On January 28, 2011, the Kentucky Court of Appeals issued an important decision reversing a much discussed lender liability jury verdict. In Branch Banking and Trust Company v. Larry E. Thompson, et al., Case No. 2009-CA-001427-MR, commercial borrowers alleged it had been fraudulently induced into entering into a loan transaction and that the bank had subsequently fraudulently induced the borrowers to sign a forbearance agreement containing, among other important clauses, a release of claims against the bank. A jury found in favor of the borrowers, and awarded $1,600,000 in actual damages and $9,000,000 in punitive damages. The trial court did award BB&T judgment for the unpaid balance of the loan and the Bank’s incurred attorney fees by way of offset. The Court, however, denied the Bank’s motion for Judgment Notwithstanding Verdict, which the bank claimed was justified on several ground including that the forbearance’s release clause barred the borrowers’ claim for alleged past misconduct and that Borrowers had failed to prove fraud in the inducement when they entered into that forbearance agreement. BB&T appealed the trial court’s decision and the borrowers appealed the portion of the judgment awarding the bank its attorney fees.

The Court of Appeals’ recently issued ruling reverses the trial court’s refusal to grant the bank its requested JNOV motion, but upholds the trial court’s award to the bank’s of its attorney fees. The Appellate Court found, as a matter of law, that the borrowers could not prove fraud surrounding the execution of the forbearance agreement, as the borrowers had not shown that they reasonably had relied on the alleged misrepresentations made by the bank. In essence the borrower argued that they should not be held to the terms of the Forbearance Agreement because its terms had been mischaracterized by a bank employee. The written terms of the forbearance agreement were at odds with the employee’s supposed characterization and thus the borrowers argued that the agreement was voidable.

Substance matters. Legal document drafting matters and the occasionally belittled “boilerplate” clauses have a real purpose for inclusion.

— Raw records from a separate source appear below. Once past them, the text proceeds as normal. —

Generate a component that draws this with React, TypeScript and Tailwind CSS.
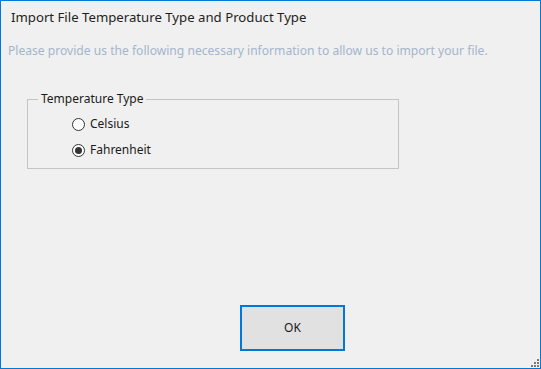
import { useState } from "react"

const font = { fontFamily: '"Noto Sans", "Open Sans", sans-serif' }

function Radio({ label, checked, onSelect }: { label: string; checked: boolean; onSelect: () => void }) {
  return (
    <button type="button" onClick={onSelect} className="flex items-center gap-[5px] h-[16px] text-left">
      <span className="w-[13px] h-[13px] rounded-full border border-[#333333] bg-white flex items-center justify-center">
        {checked && <span className="w-[7px] h-[7px] rounded-full bg-[#333333]" />}
      </span>
      <span className="text-[12px] text-[#1a1a1a] leading-[16px]">{label}</span>
    </button>
  )
}

export default function App() {
  const [unit, setUnit] = useState("fahrenheit")

  return (
    <div
      style={font}
      className="w-[541px] h-[369px] bg-[#f0f0f0] border border-[#0078d7] flex flex-col relative overflow-hidden"
    >
      <div className="pl-[10px] pt-[7px] text-[13.2px] leading-[18px] text-[#1e1e1e]">
        Import File Temperature Type and Product Type
      </div>
      <div className="pl-[7px] mt-[17px] text-[12.1px] leading-[16px] text-[#a3b5cc]">
        Please provide us the following necessary information to allow us to import your file.
      </div>

      <fieldset className="ml-[26px] mt-[32px] w-[372px] h-[78px] border border-[#c4c4c4] px-0 pb-0 pt-0">
        <legend className="ml-[10px] px-[3px] text-[12px] leading-[16px] text-[#1a1a1a]">Temperature Type</legend>
        <div className="pl-[44px] pt-[9px] flex flex-col gap-[10px]">
          <Radio label="Celsius" checked={unit === "celsius"} onSelect={() => setUnit("celsius")} />
          <Radio label="Fahrenheit" checked={unit === "fahrenheit"} onSelect={() => setUnit("fahrenheit")} />
        </div>
      </fieldset>

      <div className="flex-1" />

      <div className="pl-[239px] pb-[17px]">
        <button
          type="button"
          className="w-[105px] h-[46px] border-2 border-[#0078d7] bg-[#e1e1e1] text-[12px] text-[#1a1a1a]"
        >
          OK
        </button>
      </div>

      <svg className="absolute right-0 bottom-0" width="10" height="10" viewBox="0 0 10 10">
        <rect x="7" y="1" width="2" height="2" fill="#7a7a7a" />
        <rect x="4" y="4" width="2" height="2" fill="#7a7a7a" />
        <rect x="7" y="4" width="2" height="2" fill="#7a7a7a" />
        <rect x="1" y="7" width="2" height="2" fill="#7a7a7a" />
        <rect x="4" y="7" width="2" height="2" fill="#7a7a7a" />
        <rect x="7" y="7" width="2" height="2" fill="#7a7a7a" />
      </svg>
    </div>
  )
}
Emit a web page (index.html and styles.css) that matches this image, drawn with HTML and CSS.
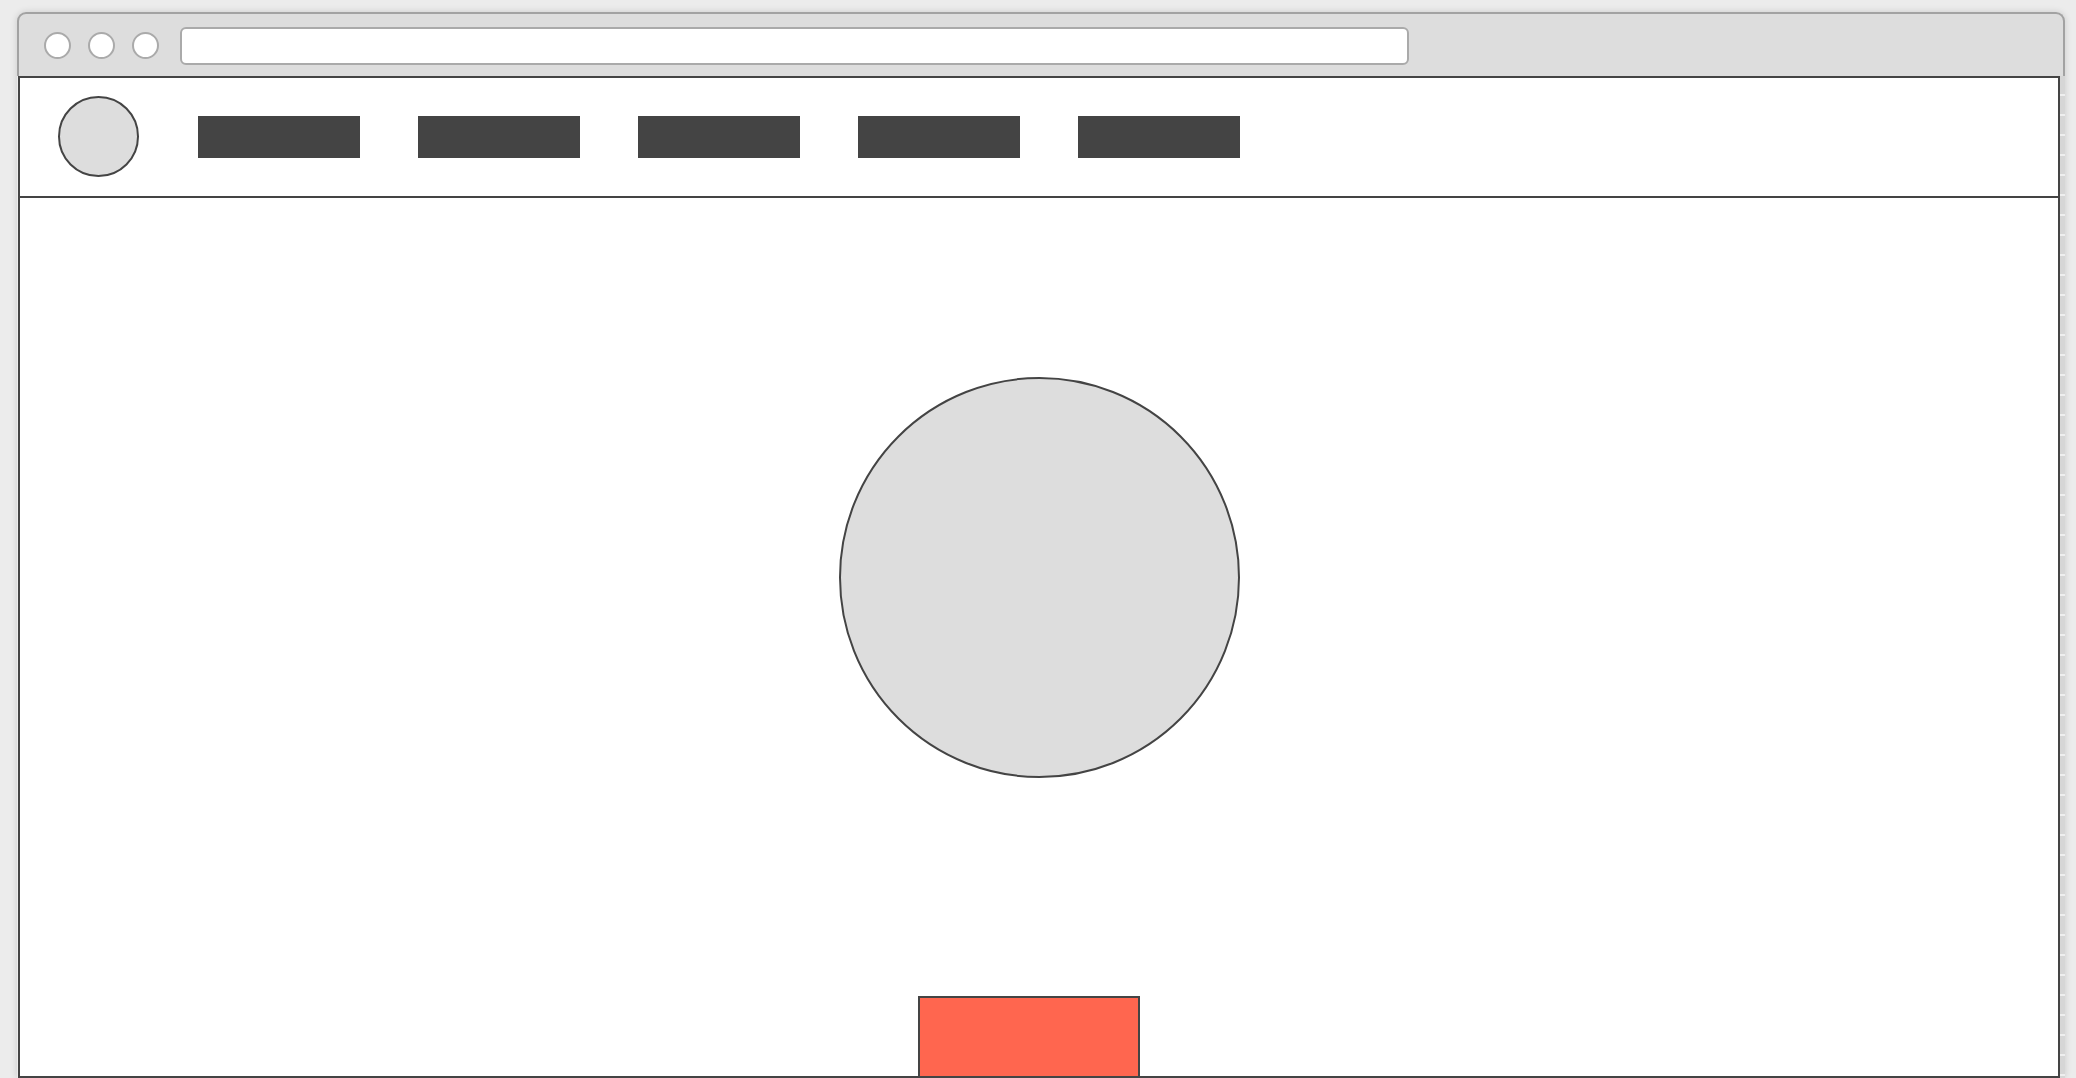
FILE: index.html
```html
<!DOCTYPE html>
<html>
<head>
<meta charset="utf-8">
<title>Wireframe</title>
<link rel="stylesheet" href="styles.css">
</head>
<body>
<div class="window">
  <div class="chrome">
    <span class="dot"></span>
    <span class="dot"></span>
    <span class="dot"></span>
    <div class="address"></div>
  </div>
  <div class="body-row">
    <div class="page">
      <header class="nav">
        <div class="logo"></div>
        <div class="nav-item"></div>
        <div class="nav-item"></div>
        <div class="nav-item"></div>
        <div class="nav-item"></div>
        <div class="nav-item"></div>
      </header>
      <main class="main">
        <div class="hero-circle"></div>
        <div class="cta"></div>
      </main>
    </div>
    <div class="side-strip"></div>
  </div>
</div>
</body>
</html>
```

FILE: styles.css
```css
html, body {
  margin: 0;
  padding: 0;
}
body {
  background: #ececec;
  width: 2076px;
  height: 1078px;
  overflow: hidden;
  font-family: "Liberation Sans", Arial, sans-serif;
}
.window {
  margin: 12px 0 0 17px;
  width: 2048px;
  box-shadow: 0 0 7px rgba(0, 0, 0, 0.14);
  border-radius: 9px 9px 0 0;
}
.chrome {
  box-sizing: border-box;
  height: 64px;
  background: #dddddd;
  border: 2px solid #a2a2a2;
  border-bottom: none;
  border-radius: 9px 9px 0 0;
  display: flex;
  align-items: center;
  padding: 0 0 0 25px;
}
.dot {
  box-sizing: border-box;
  width: 27px;
  height: 27px;
  border-radius: 50%;
  background: #ffffff;
  border: 2px solid #aaaaaa;
  margin-right: 17px;
  flex: none;
}
.dot:nth-child(3) {
  margin-right: 21px;
}
.address {
  box-sizing: border-box;
  width: 1229px;
  height: 38px;
  margin-top: 1px;
  background: #ffffff;
  border: 2px solid #aaaaaa;
  border-radius: 6px;
}
.body-row {
  display: flex;
}
.page {
  box-sizing: border-box;
  width: 2042px;
  height: 1002px;
  margin-left: 1px;
  border: 2px solid #444444;
  background: #ffffff;
  display: flex;
  flex-direction: column;
}
.side-strip {
  width: 5px;
  background: repeating-linear-gradient(to bottom, #d6d6d6 0, #d6d6d6 18px, #efefef 18px, #efefef 20px);
}
.nav {
  box-sizing: border-box;
  height: 120px;
  border-bottom: 2px solid #444444;
  display: flex;
  align-items: center;
  padding-left: 38px;
  gap: 58px;
  flex: none;
}
.logo {
  box-sizing: border-box;
  width: 81px;
  height: 81px;
  border-radius: 50%;
  background: #dddddd;
  border: 2px solid #444444;
  margin-right: 1px;
  margin-top: -1px;
}
.nav-item {
  width: 162px;
  height: 42px;
  background: #444444;
}
.main {
  flex: 1;
  display: flex;
  flex-direction: column;
  align-items: center;
}
.hero-circle {
  box-sizing: border-box;
  width: 401px;
  height: 401px;
  margin-top: 179px;
  border-radius: 50%;
  background: #dddddd;
  border: 2px solid #444444;
}
.cta {
  box-sizing: border-box;
  width: 222px;
  height: 82px;
  margin-top: auto;
  margin-right: 21px;
  margin-bottom: -2px;
  background: #ff664f;
  border: 2px solid #444444;
}
```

The Court of Appeals pointed to at least four important provisions of the forbearance agreement:

A merger clause clearly stated that the forbearance agreement constituted the entire agreement of the parties and superseded all prior understandings.

A boldfaced provision stated that the bank was under no obligation to extend any future or additional forbearance to the borrowers.

A boldfaced (and all caps) provision stated that the borrowers released the bank from any claims that they could have asserted against the bank arising prior to the date of the forbearance agreement.

Another boldfaced provision stated that the borrowers acknowledged that they had read the forbearance agreement and had had the opportunity to review the same with their attorneys.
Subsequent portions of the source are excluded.